- _Input data_:

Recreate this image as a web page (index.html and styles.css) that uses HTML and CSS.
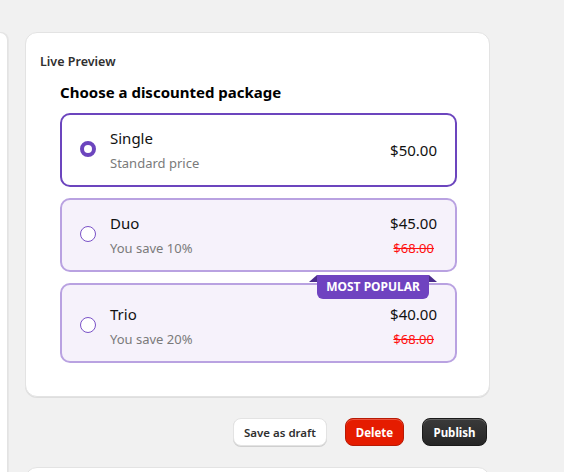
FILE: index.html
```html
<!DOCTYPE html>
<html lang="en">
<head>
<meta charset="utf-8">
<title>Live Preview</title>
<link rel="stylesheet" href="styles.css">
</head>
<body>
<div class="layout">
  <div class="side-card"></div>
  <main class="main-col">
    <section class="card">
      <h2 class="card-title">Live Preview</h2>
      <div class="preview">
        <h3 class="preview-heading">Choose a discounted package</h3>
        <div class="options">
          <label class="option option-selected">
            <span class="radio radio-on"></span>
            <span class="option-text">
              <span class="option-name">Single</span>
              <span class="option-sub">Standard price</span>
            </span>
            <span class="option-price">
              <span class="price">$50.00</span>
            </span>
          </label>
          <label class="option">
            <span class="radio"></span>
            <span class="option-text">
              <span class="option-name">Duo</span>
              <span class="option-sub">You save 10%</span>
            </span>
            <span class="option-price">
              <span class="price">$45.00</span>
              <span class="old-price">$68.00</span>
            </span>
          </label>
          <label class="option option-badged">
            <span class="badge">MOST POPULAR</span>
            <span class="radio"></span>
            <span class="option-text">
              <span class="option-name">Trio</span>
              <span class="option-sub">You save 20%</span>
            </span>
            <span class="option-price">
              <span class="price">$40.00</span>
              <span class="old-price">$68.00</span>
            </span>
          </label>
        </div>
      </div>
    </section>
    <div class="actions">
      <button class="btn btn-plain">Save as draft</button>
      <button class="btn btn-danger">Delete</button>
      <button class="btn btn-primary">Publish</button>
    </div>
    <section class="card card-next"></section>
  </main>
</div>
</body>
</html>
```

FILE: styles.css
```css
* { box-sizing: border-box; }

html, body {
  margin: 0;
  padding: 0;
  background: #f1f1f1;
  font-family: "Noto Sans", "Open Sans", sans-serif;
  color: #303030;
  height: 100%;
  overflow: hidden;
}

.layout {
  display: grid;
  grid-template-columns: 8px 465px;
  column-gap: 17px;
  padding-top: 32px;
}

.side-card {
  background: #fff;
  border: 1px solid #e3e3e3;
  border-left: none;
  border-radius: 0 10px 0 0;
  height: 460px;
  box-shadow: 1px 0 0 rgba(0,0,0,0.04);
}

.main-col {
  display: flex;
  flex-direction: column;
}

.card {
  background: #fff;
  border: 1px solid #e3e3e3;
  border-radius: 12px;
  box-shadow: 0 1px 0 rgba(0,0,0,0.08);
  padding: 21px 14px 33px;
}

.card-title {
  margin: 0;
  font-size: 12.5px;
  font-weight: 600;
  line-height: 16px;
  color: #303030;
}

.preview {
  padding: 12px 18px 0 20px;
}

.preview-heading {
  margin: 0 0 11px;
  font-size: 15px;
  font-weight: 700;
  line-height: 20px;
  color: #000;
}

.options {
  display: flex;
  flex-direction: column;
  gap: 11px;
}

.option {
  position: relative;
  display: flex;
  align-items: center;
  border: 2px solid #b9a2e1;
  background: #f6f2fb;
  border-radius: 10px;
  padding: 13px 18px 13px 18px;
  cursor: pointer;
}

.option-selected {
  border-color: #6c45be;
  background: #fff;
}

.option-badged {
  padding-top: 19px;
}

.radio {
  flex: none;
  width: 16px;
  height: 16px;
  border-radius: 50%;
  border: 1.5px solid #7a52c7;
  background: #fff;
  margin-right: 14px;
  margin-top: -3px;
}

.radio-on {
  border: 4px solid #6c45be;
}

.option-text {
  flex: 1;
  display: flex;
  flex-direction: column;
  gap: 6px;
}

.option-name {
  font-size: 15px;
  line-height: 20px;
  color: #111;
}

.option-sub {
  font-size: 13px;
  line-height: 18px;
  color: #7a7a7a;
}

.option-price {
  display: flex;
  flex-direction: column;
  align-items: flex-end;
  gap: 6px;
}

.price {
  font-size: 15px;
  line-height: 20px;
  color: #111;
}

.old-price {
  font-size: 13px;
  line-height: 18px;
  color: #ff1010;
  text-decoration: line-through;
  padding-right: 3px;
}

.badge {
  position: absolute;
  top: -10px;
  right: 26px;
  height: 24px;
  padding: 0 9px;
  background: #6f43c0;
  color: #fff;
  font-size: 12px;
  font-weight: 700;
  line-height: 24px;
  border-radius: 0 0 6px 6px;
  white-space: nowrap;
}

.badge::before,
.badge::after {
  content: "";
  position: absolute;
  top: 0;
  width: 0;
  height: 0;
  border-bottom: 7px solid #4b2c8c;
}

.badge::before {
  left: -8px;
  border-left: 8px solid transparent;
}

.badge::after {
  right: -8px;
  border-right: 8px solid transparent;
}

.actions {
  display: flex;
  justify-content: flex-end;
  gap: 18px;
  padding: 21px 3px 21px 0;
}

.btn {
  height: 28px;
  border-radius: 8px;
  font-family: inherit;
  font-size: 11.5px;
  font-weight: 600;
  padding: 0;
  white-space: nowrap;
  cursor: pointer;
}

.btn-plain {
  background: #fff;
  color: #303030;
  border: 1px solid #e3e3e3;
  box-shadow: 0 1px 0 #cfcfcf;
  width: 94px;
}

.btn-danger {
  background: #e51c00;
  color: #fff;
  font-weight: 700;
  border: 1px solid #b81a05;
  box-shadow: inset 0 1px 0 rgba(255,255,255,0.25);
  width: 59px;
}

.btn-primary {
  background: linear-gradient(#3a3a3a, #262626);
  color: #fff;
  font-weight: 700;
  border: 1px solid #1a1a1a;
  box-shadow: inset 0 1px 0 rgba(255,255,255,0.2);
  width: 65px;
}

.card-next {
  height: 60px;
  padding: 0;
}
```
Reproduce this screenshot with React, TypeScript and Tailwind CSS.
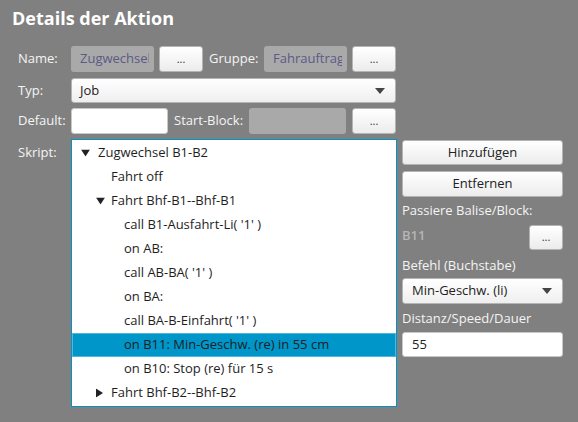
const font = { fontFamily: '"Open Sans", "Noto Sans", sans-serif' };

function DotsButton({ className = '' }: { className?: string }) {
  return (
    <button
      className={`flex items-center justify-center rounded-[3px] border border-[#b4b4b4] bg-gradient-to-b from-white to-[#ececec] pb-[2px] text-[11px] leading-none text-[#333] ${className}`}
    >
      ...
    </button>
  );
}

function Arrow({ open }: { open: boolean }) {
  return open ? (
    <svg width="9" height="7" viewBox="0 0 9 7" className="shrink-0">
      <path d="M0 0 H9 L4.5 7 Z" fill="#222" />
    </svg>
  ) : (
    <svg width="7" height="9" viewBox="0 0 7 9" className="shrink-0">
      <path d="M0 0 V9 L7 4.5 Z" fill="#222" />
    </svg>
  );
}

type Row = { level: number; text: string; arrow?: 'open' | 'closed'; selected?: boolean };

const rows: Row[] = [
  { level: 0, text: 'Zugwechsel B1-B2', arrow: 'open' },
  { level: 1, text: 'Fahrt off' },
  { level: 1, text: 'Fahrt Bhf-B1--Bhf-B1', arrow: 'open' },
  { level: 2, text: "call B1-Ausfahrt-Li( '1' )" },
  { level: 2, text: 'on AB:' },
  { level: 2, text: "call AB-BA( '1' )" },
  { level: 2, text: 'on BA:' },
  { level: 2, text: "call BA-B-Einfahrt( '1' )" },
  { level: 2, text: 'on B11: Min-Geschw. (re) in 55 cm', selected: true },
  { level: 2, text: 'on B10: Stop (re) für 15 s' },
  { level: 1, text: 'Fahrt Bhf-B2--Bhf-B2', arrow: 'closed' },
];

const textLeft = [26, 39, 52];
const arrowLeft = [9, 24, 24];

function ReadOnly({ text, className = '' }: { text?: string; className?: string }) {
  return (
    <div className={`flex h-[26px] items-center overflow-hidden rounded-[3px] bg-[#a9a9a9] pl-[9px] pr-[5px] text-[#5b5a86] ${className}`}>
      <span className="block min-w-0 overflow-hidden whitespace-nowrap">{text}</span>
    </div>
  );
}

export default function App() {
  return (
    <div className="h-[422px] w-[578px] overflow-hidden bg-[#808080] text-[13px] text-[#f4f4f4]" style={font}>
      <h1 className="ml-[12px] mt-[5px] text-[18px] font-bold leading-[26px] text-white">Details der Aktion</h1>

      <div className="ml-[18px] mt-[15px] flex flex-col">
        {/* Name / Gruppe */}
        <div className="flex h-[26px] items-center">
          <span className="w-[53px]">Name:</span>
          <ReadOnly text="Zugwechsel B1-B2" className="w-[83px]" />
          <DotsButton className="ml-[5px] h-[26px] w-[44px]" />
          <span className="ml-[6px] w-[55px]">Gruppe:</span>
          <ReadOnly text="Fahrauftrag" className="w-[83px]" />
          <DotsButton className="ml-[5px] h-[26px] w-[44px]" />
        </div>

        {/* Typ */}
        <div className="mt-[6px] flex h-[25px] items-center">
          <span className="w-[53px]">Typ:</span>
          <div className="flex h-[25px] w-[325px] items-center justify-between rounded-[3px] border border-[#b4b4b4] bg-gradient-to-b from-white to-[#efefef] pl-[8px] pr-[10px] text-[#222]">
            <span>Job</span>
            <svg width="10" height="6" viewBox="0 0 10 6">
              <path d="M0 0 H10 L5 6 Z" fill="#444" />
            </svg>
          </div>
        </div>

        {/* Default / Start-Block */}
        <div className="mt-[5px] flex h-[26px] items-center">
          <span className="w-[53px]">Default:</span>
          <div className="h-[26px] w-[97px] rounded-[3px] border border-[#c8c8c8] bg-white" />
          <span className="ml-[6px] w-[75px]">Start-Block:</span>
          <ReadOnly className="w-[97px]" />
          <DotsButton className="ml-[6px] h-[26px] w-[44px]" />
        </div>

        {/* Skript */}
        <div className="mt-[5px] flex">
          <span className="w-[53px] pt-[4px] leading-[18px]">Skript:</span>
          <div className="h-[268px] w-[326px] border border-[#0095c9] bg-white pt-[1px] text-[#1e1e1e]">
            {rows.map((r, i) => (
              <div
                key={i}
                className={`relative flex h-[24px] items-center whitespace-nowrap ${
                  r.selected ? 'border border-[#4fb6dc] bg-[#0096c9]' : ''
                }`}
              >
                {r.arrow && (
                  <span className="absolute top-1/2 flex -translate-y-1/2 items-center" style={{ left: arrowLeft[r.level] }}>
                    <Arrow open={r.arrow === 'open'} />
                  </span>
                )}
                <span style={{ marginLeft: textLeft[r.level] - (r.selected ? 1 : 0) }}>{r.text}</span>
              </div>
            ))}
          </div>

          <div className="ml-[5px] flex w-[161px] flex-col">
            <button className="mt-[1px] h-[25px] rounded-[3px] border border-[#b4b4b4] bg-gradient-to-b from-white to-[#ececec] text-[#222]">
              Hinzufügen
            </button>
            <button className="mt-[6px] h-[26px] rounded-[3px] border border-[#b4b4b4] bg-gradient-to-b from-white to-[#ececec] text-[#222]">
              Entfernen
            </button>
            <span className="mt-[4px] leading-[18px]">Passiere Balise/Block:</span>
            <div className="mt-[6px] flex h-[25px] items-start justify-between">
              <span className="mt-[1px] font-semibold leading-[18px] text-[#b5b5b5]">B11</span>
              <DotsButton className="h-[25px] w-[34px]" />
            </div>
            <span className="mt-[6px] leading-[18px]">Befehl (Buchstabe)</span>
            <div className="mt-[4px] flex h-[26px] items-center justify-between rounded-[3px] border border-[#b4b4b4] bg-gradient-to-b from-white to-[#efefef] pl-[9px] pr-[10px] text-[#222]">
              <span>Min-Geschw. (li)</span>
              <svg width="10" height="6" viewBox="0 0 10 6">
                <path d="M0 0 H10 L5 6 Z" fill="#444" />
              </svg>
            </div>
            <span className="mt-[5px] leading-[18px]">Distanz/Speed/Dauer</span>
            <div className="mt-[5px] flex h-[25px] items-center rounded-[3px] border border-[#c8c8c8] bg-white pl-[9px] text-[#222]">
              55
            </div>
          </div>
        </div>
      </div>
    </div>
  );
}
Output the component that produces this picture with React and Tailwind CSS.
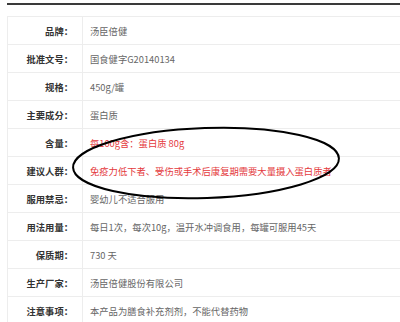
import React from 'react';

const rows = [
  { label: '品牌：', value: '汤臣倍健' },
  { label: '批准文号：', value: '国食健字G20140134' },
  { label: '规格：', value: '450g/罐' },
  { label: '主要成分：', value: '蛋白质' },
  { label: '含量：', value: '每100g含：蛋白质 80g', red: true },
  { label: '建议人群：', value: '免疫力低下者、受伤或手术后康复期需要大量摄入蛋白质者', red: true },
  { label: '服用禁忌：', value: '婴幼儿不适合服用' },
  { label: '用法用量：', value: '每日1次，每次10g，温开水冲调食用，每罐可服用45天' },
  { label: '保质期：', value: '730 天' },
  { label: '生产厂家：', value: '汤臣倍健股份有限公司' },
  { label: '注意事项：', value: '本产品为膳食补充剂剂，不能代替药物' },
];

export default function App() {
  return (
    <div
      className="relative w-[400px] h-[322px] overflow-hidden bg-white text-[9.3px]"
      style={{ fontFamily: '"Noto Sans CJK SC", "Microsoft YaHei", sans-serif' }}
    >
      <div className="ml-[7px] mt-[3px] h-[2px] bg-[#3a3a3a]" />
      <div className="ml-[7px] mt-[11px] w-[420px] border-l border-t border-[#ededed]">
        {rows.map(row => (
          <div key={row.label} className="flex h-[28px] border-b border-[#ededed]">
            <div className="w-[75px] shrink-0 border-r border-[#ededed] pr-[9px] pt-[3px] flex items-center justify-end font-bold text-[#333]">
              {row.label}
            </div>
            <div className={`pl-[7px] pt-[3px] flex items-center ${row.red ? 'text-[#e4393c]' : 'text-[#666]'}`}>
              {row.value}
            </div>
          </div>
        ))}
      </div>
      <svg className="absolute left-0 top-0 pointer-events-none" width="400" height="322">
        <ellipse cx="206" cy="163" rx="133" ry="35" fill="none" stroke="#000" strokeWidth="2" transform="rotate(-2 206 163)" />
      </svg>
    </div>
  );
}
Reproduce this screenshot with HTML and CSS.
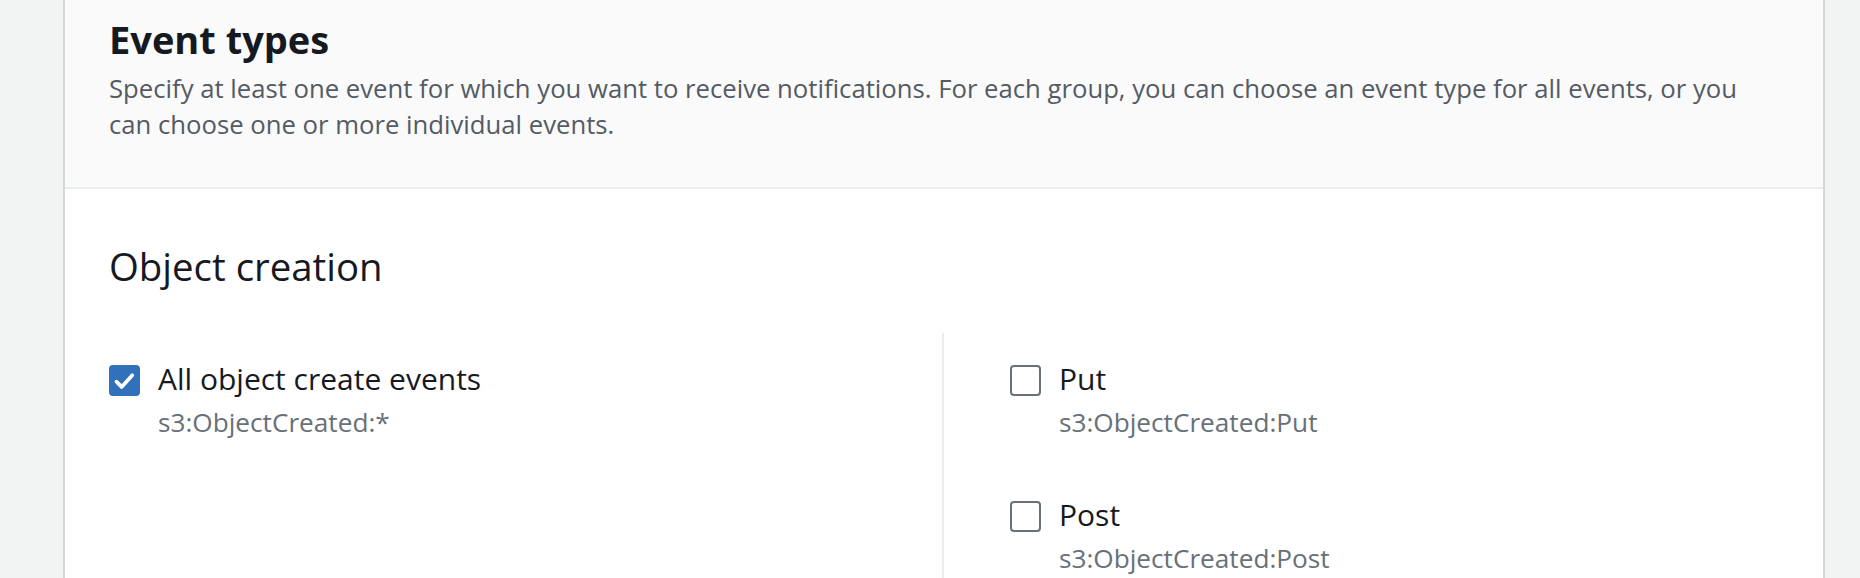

- _What you have to do_:
Across the entries, how many lines hold the word "that"? Say only the number.

- _Answer to the task_:
2